#### [WRITTEN PROBLEM]
Everything from the line with "Generate a single-file" through the line with "const hovered = ref('OptiX')", inclusive, should be repeated exactly, except the pictures.
______
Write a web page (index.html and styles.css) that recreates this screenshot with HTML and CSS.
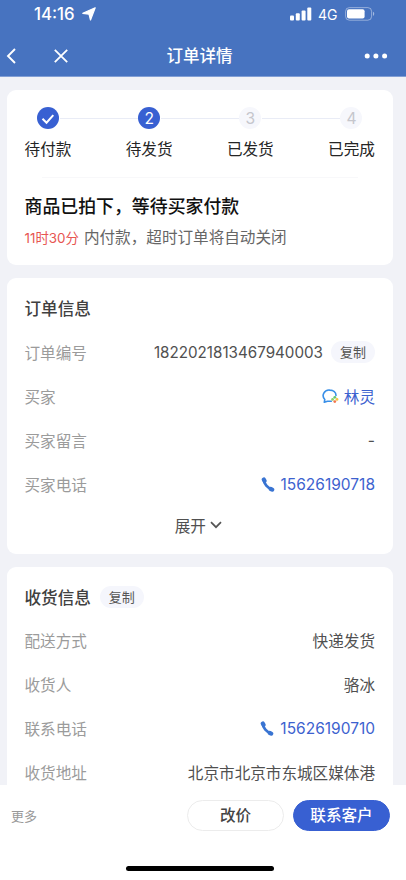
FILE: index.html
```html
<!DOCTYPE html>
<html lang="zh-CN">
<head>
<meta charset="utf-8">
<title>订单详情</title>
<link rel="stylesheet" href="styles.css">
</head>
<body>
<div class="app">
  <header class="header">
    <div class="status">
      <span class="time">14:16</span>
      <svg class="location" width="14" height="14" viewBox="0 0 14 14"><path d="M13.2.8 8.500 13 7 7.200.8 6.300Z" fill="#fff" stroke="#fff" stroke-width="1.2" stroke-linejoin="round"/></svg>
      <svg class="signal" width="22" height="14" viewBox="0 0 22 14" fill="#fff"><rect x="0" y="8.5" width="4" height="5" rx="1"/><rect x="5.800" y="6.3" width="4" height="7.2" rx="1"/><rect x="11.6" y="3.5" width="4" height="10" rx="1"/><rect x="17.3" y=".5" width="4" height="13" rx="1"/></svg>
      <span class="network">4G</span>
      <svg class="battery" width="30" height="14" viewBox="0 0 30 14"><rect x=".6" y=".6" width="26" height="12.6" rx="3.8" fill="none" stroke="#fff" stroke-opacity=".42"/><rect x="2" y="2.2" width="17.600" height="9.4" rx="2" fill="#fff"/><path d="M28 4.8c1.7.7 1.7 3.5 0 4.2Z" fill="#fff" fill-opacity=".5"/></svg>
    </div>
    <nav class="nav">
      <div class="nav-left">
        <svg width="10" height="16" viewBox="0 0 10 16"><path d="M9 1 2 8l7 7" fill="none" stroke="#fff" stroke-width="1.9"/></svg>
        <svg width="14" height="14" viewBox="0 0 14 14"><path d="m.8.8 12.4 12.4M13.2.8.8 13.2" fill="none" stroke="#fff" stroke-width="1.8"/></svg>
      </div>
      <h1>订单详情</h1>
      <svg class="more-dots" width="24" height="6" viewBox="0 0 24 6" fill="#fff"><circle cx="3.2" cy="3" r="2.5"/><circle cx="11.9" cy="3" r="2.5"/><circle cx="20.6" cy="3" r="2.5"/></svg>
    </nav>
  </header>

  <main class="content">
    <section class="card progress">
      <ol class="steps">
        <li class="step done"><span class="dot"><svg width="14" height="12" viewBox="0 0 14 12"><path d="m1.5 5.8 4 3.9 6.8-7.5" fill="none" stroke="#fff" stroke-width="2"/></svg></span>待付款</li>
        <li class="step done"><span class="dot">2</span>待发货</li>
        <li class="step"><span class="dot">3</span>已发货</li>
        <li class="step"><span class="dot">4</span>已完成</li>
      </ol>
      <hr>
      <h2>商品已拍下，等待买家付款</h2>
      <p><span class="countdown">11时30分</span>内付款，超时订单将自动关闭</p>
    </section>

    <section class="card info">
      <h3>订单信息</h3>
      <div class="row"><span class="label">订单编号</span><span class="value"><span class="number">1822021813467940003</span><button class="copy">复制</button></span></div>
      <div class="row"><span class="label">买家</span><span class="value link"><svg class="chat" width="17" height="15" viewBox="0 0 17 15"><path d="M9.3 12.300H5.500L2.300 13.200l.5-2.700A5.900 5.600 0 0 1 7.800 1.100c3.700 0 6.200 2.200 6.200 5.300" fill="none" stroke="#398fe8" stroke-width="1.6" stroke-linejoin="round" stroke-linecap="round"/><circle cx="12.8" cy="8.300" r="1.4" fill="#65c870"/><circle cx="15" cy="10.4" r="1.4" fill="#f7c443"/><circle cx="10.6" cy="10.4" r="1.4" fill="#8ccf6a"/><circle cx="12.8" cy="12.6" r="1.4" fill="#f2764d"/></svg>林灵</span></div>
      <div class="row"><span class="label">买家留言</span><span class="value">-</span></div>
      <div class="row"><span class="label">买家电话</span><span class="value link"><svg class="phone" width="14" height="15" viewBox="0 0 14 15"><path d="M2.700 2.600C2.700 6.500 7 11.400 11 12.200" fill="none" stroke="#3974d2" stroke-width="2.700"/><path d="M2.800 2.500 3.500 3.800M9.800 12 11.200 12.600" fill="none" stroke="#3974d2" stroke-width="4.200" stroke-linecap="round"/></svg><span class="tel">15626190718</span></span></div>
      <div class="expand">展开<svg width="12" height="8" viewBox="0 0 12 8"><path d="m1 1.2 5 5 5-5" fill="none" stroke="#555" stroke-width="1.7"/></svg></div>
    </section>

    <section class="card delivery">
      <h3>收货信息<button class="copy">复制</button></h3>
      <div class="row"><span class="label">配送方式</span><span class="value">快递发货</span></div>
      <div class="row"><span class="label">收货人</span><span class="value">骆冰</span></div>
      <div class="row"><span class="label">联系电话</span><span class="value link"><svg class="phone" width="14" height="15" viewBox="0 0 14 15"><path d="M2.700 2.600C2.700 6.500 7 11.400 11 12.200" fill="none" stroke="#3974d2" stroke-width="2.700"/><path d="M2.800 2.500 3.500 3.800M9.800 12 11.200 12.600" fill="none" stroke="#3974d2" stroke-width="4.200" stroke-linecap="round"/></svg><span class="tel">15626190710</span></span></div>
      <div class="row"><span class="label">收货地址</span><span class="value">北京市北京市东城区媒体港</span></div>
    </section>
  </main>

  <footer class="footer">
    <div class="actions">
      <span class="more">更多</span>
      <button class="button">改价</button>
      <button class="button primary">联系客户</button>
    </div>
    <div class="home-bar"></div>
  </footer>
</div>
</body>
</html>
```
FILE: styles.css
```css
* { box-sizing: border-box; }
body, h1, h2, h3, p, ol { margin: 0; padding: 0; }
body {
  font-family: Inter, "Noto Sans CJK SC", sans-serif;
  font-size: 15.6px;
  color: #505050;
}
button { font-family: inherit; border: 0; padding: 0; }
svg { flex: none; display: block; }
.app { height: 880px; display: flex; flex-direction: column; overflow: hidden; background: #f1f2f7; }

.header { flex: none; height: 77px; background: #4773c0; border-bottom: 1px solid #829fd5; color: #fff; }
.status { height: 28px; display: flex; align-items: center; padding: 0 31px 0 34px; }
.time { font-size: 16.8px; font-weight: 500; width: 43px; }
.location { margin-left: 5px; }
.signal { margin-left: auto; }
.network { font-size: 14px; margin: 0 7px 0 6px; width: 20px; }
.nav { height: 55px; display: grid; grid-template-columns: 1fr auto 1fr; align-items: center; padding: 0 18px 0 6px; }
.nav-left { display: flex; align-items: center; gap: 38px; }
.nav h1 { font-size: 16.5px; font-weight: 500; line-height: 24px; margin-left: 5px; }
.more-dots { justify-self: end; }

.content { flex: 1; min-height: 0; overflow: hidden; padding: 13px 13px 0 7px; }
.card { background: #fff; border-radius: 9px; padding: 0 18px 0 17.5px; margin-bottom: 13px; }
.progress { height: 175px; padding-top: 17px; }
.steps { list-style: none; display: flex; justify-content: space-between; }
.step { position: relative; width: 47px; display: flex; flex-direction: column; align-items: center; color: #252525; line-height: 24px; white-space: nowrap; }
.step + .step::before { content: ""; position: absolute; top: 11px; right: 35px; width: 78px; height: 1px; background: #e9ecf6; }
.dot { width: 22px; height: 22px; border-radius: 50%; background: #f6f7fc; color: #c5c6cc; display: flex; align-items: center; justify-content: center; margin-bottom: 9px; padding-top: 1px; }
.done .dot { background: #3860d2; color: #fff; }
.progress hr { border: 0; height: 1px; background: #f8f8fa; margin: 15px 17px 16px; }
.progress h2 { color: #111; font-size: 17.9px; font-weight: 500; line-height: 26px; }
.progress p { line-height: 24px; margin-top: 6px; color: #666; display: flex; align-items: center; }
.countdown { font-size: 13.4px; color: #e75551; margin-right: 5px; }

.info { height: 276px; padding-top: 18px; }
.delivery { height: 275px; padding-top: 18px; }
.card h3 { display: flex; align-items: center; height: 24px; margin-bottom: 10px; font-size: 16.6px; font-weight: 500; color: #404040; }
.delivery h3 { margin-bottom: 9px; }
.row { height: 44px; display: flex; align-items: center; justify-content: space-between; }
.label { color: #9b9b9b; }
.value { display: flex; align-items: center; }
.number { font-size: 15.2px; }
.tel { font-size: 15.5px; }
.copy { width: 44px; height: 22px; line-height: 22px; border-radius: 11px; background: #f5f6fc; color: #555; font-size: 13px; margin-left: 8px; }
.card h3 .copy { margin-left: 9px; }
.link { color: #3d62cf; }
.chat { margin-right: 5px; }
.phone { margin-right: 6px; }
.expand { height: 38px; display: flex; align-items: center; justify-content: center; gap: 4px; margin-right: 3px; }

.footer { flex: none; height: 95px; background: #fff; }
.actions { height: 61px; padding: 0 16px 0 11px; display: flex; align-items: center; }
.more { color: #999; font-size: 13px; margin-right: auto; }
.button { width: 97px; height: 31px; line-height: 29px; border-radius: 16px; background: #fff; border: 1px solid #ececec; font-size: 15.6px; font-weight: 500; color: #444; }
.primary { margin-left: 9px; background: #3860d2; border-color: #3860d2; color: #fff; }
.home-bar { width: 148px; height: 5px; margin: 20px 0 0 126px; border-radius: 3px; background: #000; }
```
______
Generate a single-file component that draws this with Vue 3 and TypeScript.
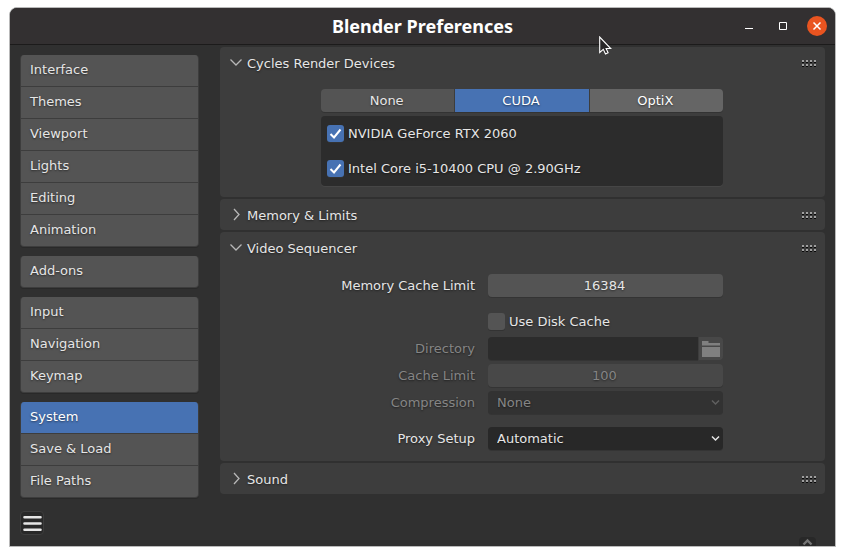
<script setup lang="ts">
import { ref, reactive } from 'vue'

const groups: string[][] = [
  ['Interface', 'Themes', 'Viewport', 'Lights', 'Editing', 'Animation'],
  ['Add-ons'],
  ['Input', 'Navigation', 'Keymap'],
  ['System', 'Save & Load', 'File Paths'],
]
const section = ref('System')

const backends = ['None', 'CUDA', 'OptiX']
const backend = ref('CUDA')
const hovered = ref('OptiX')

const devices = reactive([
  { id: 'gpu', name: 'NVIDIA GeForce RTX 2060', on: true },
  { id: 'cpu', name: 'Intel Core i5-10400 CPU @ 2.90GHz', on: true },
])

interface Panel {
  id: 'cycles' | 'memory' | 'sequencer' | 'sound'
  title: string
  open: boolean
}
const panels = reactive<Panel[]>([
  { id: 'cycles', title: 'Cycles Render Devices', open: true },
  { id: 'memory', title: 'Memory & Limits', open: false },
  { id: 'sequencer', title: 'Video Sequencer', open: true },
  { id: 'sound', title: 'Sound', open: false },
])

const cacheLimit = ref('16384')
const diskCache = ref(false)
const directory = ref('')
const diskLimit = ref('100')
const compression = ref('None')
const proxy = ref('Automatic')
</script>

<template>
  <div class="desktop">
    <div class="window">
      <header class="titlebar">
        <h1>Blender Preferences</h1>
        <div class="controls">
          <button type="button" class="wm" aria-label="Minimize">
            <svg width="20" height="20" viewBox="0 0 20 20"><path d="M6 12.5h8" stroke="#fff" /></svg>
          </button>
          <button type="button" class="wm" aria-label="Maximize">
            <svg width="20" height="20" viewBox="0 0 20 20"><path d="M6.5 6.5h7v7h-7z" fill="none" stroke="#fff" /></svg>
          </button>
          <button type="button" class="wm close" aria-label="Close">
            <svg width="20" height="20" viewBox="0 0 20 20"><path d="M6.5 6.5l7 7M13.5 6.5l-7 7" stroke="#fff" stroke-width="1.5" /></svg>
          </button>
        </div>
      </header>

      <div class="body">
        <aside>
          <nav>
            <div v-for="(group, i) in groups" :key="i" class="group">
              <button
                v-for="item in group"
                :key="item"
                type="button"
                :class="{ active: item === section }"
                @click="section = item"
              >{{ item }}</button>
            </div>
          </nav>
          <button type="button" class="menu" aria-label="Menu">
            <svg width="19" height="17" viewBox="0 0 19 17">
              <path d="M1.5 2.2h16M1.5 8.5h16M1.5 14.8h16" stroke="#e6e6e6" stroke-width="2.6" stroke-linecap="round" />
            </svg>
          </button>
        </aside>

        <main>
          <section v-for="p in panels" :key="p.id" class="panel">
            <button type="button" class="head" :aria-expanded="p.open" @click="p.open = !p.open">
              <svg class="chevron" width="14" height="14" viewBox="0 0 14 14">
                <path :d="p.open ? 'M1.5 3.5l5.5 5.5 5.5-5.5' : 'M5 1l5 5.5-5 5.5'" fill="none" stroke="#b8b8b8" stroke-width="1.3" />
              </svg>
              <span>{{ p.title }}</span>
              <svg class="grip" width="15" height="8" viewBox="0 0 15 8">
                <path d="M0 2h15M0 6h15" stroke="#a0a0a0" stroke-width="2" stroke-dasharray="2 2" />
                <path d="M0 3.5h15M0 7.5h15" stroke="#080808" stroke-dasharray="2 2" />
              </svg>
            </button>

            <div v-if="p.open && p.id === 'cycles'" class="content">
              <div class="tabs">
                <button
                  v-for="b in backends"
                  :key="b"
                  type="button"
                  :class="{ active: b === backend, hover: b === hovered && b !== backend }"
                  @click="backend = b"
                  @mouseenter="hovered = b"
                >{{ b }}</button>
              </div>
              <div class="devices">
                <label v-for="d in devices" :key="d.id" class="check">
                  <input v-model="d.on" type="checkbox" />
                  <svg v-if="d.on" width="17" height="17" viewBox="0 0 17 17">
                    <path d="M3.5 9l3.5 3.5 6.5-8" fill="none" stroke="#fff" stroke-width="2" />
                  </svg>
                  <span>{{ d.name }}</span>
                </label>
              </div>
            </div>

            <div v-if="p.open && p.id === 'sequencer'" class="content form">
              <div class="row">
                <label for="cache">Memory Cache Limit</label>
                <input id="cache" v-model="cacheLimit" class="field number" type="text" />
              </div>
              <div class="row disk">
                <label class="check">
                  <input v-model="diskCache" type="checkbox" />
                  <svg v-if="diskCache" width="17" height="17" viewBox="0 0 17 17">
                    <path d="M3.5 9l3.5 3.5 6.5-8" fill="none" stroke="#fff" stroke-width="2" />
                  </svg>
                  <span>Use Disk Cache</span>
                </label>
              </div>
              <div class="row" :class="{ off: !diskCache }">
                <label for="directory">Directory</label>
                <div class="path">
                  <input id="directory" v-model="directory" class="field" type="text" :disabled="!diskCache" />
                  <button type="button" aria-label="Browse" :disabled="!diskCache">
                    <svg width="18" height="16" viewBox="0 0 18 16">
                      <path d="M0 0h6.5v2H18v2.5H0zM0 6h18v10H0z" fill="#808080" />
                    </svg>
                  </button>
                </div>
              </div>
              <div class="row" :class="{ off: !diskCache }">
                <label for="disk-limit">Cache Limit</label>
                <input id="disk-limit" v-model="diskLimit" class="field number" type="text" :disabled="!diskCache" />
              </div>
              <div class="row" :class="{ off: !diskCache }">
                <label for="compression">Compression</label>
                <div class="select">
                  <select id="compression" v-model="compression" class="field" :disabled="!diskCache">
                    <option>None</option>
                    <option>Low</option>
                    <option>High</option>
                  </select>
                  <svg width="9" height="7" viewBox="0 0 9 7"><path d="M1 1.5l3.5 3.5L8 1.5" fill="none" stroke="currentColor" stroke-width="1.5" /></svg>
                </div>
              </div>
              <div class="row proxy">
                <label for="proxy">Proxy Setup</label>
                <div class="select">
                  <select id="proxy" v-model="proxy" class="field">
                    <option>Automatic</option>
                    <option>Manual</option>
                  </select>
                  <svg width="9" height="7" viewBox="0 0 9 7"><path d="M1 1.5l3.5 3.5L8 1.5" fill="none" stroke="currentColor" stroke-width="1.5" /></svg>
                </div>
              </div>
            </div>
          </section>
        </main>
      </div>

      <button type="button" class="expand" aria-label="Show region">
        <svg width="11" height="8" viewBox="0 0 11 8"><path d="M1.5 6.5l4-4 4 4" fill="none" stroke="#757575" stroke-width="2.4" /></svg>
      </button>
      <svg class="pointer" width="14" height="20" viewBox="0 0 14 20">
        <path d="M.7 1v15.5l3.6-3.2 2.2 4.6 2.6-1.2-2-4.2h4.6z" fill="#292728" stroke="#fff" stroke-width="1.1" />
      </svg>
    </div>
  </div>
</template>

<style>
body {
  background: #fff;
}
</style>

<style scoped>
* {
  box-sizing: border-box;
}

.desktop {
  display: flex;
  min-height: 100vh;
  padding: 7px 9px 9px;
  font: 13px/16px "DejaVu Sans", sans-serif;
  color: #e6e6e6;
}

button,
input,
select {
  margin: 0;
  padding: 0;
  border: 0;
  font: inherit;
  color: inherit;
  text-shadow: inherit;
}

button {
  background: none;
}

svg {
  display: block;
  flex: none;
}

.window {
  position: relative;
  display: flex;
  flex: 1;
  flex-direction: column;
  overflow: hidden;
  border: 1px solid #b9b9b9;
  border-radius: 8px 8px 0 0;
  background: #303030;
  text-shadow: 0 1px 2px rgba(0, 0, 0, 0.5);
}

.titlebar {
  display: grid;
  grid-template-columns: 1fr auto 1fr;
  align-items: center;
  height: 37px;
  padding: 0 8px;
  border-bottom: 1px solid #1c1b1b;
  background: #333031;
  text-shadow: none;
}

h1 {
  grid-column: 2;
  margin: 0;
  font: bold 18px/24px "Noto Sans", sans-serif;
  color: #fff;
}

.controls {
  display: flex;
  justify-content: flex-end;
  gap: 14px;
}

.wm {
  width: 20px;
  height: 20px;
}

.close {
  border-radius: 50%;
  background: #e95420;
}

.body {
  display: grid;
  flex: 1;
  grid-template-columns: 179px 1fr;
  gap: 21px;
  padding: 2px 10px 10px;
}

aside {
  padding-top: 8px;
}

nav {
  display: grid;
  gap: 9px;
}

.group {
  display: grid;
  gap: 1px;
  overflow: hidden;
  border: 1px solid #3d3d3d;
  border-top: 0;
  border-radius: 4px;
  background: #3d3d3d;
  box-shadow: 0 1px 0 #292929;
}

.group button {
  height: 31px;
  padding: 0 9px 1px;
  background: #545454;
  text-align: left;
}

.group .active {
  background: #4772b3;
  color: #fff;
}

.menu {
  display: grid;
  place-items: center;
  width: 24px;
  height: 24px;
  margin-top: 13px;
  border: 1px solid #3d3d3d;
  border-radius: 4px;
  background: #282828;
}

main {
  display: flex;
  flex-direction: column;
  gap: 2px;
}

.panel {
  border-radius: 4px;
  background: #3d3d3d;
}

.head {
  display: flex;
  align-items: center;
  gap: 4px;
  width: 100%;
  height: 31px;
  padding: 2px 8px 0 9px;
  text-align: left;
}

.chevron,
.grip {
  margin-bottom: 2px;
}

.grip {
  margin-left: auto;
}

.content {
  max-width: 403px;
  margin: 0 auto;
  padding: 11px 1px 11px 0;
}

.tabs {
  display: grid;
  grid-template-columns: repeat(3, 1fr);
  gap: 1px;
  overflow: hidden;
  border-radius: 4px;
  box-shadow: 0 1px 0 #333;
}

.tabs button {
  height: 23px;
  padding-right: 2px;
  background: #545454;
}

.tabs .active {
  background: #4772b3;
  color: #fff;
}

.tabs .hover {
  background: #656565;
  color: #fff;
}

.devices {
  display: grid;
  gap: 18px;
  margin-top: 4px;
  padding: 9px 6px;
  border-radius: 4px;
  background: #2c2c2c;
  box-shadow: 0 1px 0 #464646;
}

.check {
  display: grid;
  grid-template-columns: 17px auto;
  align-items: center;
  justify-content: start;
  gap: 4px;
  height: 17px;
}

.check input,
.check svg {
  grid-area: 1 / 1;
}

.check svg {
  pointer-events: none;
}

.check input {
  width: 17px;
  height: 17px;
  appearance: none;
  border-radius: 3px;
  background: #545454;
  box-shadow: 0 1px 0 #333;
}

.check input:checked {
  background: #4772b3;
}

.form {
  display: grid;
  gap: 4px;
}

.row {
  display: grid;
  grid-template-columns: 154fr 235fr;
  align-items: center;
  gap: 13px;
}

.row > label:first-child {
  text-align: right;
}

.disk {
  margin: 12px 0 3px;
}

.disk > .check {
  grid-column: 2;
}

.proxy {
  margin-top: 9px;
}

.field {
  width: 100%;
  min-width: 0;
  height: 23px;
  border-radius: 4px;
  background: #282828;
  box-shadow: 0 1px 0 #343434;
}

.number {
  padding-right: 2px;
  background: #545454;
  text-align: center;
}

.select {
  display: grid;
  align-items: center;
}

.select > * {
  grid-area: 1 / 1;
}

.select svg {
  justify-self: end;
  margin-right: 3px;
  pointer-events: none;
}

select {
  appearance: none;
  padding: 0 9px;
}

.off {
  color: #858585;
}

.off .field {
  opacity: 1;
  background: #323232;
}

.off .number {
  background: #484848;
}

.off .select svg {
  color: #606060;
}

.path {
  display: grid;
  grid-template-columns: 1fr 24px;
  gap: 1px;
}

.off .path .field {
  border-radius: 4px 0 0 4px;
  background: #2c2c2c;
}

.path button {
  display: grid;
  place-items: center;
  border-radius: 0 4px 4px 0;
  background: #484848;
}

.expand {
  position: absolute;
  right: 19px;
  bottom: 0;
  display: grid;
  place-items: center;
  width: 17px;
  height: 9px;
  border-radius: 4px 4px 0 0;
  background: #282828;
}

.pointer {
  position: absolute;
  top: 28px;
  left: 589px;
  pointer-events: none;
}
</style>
______
#### [WRITTEN REPLY]
Generate a single-file component that draws this with Vue 3 and TypeScript.
<script setup lang="ts">
import { ref, reactive } from 'vue'

const groups: string[][] = [
  ['Interface', 'Themes', 'Viewport', 'Lights', 'Editing', 'Animation'],
  ['Add-ons'],
  ['Input', 'Navigation', 'Keymap'],
  ['System', 'Save & Load', 'File Paths'],
]
const section = ref('System')

const backends = ['None', 'CUDA', 'OptiX']
const backend = ref('CUDA')
const hovered = ref('OptiX')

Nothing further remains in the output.